BU's emeritus Professor Nigel Jumps writes the latest in his series of blogs on the Dorset economy.
Fifty years ago, a book called The Limits to Growth was published by the Club of Rome/MIT (a group of prominent economists, scientists, and others). It caused a stir at the time because it highlighted global problems by modelling industrialisation, population change, malnutrition, resource depletion and environmental degradation (pollution) over the long run. It concluded that, without action, these factors would cause global economic growth to reach its limits within 100 years, leading to the potential for a collapse of current human civilisation.
Opponents questioned some of the findings and assumptions. They worried that human ingenuity and invention had not been factored in enough: an important mitigant against global disruption through exponential growth. The broad tenet, however, that growth has its limits because not all its effects (costs and benefits) are measured or considered optimally in personal and social decision making, seems relevant in the economically divided, climate change world of the mid 2020s. Halfway to the “Limits” horizon, the negative feedback loops that it discussed between environment, population and economy seem to be becoming part of our everyday local-to-global awareness, raising calls for economic, social and environmental reform. In summary, the debate is still between those who focus on the constraints of “one planet living” and those who foresee human invention, innovation and endeavour supporting further “progress”.
To avoid negative futures, the “Limits to Growth” emphasised demographic and capital constraint as likely to be necessary for reaching a sustainable equilibrium that does not sacrifice natural sustainability. It realised that goals and values lie at the heart of the change necessary to safeguard human progress.

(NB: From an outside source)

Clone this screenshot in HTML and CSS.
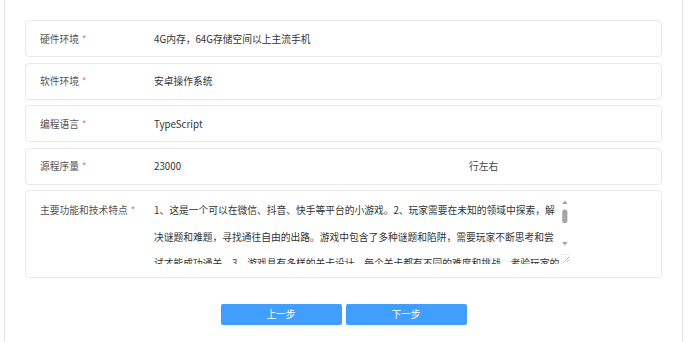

The problem is, without growth, life is difficult. Without growth, on average, living standards of a growing population must fall. Without growth, expectations about incomes and the need to invest in ourselves over a career are thwarted. Without growth, the desire for our children and grandchildren to be better off is impossible for many and difficult for most. Without growth, the less well-off countries and communities cannot improve without the developed world losing. As we currently observe through migration, war, and trade, this can cause real tension between “haves and have nots”. Growth determines the size of the “cake” available for distribution. Without it, one person’s gain is another person’s loss. Moreover, as current responses to the cost-of-living crisis show, lack of growth brings the fear of social dissatisfaction and political populism.

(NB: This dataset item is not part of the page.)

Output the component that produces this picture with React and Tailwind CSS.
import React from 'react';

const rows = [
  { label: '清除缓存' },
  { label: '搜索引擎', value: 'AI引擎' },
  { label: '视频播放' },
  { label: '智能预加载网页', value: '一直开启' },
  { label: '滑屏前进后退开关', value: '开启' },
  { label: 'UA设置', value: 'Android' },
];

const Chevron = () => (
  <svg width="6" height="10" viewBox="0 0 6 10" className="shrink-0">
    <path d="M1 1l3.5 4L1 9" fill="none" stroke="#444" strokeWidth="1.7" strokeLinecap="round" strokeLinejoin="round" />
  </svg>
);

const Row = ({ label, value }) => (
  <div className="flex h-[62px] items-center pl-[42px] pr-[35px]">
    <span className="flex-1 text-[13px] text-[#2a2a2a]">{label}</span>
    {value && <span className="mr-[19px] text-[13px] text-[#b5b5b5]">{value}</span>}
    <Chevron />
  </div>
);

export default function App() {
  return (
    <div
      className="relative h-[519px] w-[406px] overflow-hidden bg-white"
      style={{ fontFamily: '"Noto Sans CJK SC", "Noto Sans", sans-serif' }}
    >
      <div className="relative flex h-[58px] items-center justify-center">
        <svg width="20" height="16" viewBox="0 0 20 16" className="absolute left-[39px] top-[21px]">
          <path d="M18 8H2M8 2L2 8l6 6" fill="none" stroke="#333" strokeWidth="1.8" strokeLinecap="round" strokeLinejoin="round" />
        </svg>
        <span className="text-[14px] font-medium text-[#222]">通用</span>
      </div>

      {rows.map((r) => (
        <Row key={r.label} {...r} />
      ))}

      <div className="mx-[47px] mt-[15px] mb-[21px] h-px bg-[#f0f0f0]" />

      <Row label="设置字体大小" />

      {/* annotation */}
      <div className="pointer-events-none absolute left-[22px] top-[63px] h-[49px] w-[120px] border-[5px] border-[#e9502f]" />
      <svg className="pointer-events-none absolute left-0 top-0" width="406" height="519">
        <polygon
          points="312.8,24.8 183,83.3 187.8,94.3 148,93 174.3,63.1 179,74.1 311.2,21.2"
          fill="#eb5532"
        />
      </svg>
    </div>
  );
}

A key question, though, is “growth of what”? We all need shelter, food, and energy but the form and nature of these basic factors changes over time. We all seek leisure and culture to make life rewarding and satisfying but the pattern of these aspirations is shifting constantly. In the end, it is growth of “value” that matters and what is valued is in permanent flux as innovation and learning progress. For example, if we value Dorset’s natural resources, how does the mixed public and market economy register that value against the value of annual holidays? If we value the NHS, how do we measure that value in comparison with the value of industrial products? In recognising the “limits to growth” in traditional “goods and services” and the need to balance with “experience and preservation”, what is valued and how we measure growth must change over time to reflect new utilities and satisfactions. We have to value the environment to want to conserve it. We have to value a more equitable distribution of productive and natural resources to create a balance of expectations and progress across communities.
As well as “limits to growth”, then, we all need to consider what it is we really “value”. Given the potential limits on traditional growth patterns, British business needs to be clear about society’s long-term sustainable goals for “new values” in the economy. This means business and state investment in sustainable capital formation and better education (skills and ambition) will be key to a positive productivity adjustment: one that builds leadership and technology skills and removes complacency. Right now, we should ask where and who are the political and other leaders to frame a debate about “new value” and agree a practical way forward to assess the “limits to growth”?
For example, if we are to shift from a dependence on fossil fuels for home heating and family transport, we need certainty and trust in viable and deliverable alternative technologies. At affordable cost, these new ways and means need to be backed by political and social commitment to identifiable and sustainable policy futures. Without such backing, it is difficult to choose the best individual, business, household and/or community options for longer term investment and wealth. In the end, do we want to retain personal transport and living space, or do we want to adjust to more integrated social provision?
Right now, in considering growth in new value,
1) the market is unclear about the optimal choices on business investment that will lead to the necessary transformation in new products and services and
2) the payback on new structures and systems is only in the heavily discounted, very long run, largely beyond producers’ and consumers’ personal time horizons.
Markets are far from perfect in measuring all the relevant costs and benefits, but it can be nudged in a better direction if politics can create a sustained framework for growth in appropriate values that a significant majority of the population endorse.
The main “limits to growth”, then, are perhaps a “limit to imagination” on value creation and wealth distribution. The question is who will supply the development infrastructure and productivity drivers that imagination implies and requires for future well-being? The answer has to be everyone. At the next General Election, will we be offered real choices on these essential matters? Will we accept short term pain for long term gain in order to reach a consensus on what we value and, then, to adjust our growth aspirations to the possible ‘limits to growth” in the mid 21st century and beyond?